At precisely 1 AM, Kish casually walked onto the slightly elevated stage in the Rialto Theatre’s basement sporting a black bob, a black dress with slits at the elbows and red tights. Aside from the slightly unconventional use of baby blue makeup that colored the entire space between her eyebrows and eyelids, there was nothing about her look that suggested she was embodying some other character, as she did at The Life Aquatic Tour. I expected her to come out rocking the tutu that she has worn for most of the promotion of this project. She wore it at the interactive art installation that she curated in Los Angeles back in March, where she performed the EP for the first time. She wore it on her all-night Tokyo bender in the music video for the first single off the EP, Elegance. She also collaborated with technologist, Mike Gao, to design a series of animated visuals, in which an avatar of herself as a blue-tinged ballerina frolics through natural landscapes with butterflies orbiting around her.
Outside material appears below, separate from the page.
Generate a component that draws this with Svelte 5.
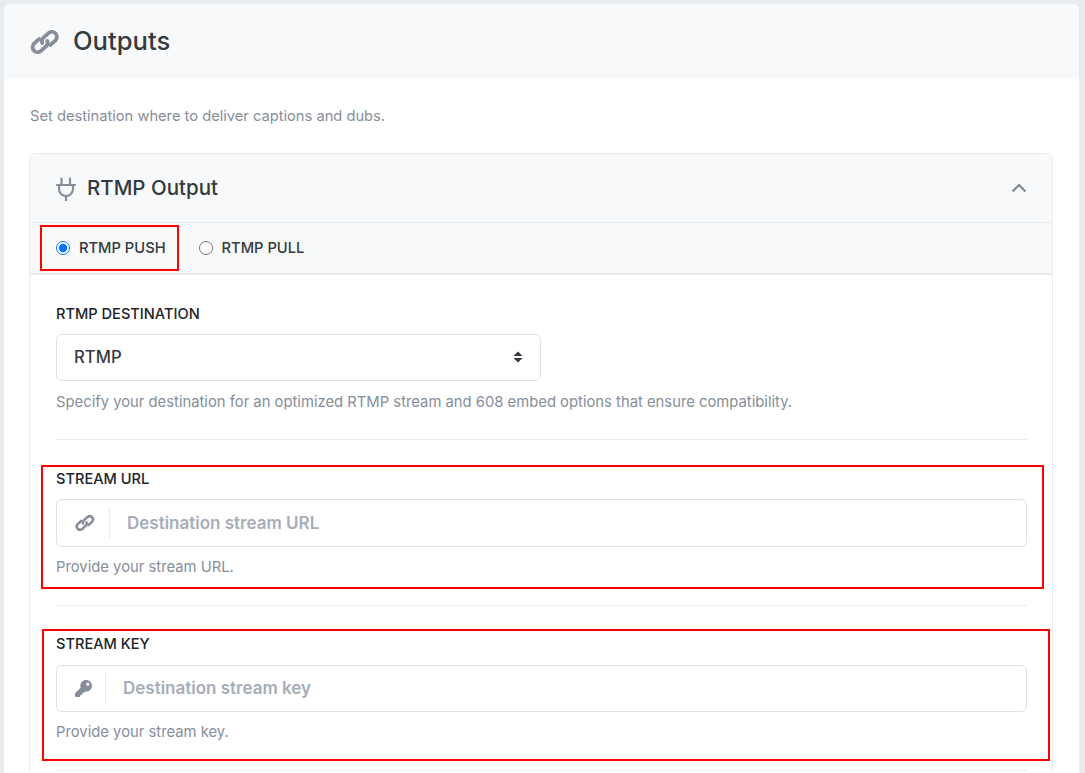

…she doesn’t do concerts, but theatre, and doesn’t make albums, but worlds.

Although the theatrics were toned down for last Thursday’s performance – lacking the costume, props and projections that complemented her last set in Montreal – Kish radiated just as much charisma. Her breathy vocals are often delivered with a seeming effortlessness that allows them to become absorbed into the whole atmosphere of the track, but on stage, she brings much more energy to the lyrics. Her shifting facial expressions and vocal intonations imbue the conversational tone of her raps with even more personality. A few musical breaks were filled with her staring longingly at her microphone, which she held out in front of her, caressing it along its side as if the face of a lover.

Mothe is a departure from Reflections both sonically and thematically. The two projects were entirely produced by her trusted sidekick, Ray Brady, who joined Kish on stage and masterfully jumped between keyboards, drum pads, pedals and an electric guitar to reconstruct his complex beats from scratch. Mothe goes in the direction of heavier electronic and trip hop music. Brady incorporates weirder, wobblier and louder synths, while Kish’s wispy voice floats on the surface. Abiding by their convictions to always switch things up and always present a cohesive product, Kish and Brady reworked tracks from Reflections to match the grittier sound of the Mothe live show.

This new sound directly reflects the concept that Kish sought to tackle with Mothe, “bridging the vulnerability of nature with the hardness of technology”, as she told Paper Magazine. The fact that the disparate textures of Kish’s delicate vocals and Brady’s raucous production manage to coexist so beautifully spared Kish most of the stress that usually arises from her obsessive desire to ensure that her art conforms to some preconceived purpose. While everything Kish does will certainly continue to be meaningful and refined, she is learning to not be plagued by the endless deliberation of conflicting perspectives that pervaded Reflections. On Mothe, Kish trades in that anxious questioning for bursts of poetic musings on the world around her.

The title, Mothe, alludes to transition. Mothe is not about entirely breaking away from the stream of long-winded thoughts on what others expect of you, about whether there is some perfect, final form of yourself that exists or whether it is even attainable. It’s about finding comfort in that transition place, or as Kish referred to it in a text displayed on the wall at her art installation, the “feverish place between 99 and 100, the part where we hold our breath staring into what could be”. It’s the discovery that being true to yourself entails constantly taking risks that push the ‘100% complete’ mark slightly out of reach and keeps you striving for better.

The fact that the disparate textures of Kish’s delicate vocals and Brady’s raucous production manage to coexist so beautifully spared Kish most of the stress that usually arises from her obsessive desire to ensure that her art conforms to some preconceived purpose.

I didn’t think there was anything tying Kish’s POP Montreal show to some greater Mothe universe that she had envisioned and brought into existence. While her set was fun and enchanting, for some reason I was left slightly disappointed by this, knowing that she had the power to create worlds, but in some sense settled for less. Then, I looked again at the Mothe Instagram page of all the video game visuals of ballerina Kish wading through forests and alongside rivers, and I remembered my favourite part of her show.

There was a musical break when the synths kept pulsating and the drums kept rattling and Kish skipped around the stage. I thought about how my body would never respond to this aggressive of a beat in that playful of a manner, but nothing about Kish’s movements seemed awkward or out of sync with the music. I realized that this is what finding the bridge between humane levity and cold technology meant, finding that vulnerability has a place in an overwhelmingly digital world. There was the concept, but it didn’t matter. I had been dancing along anyway.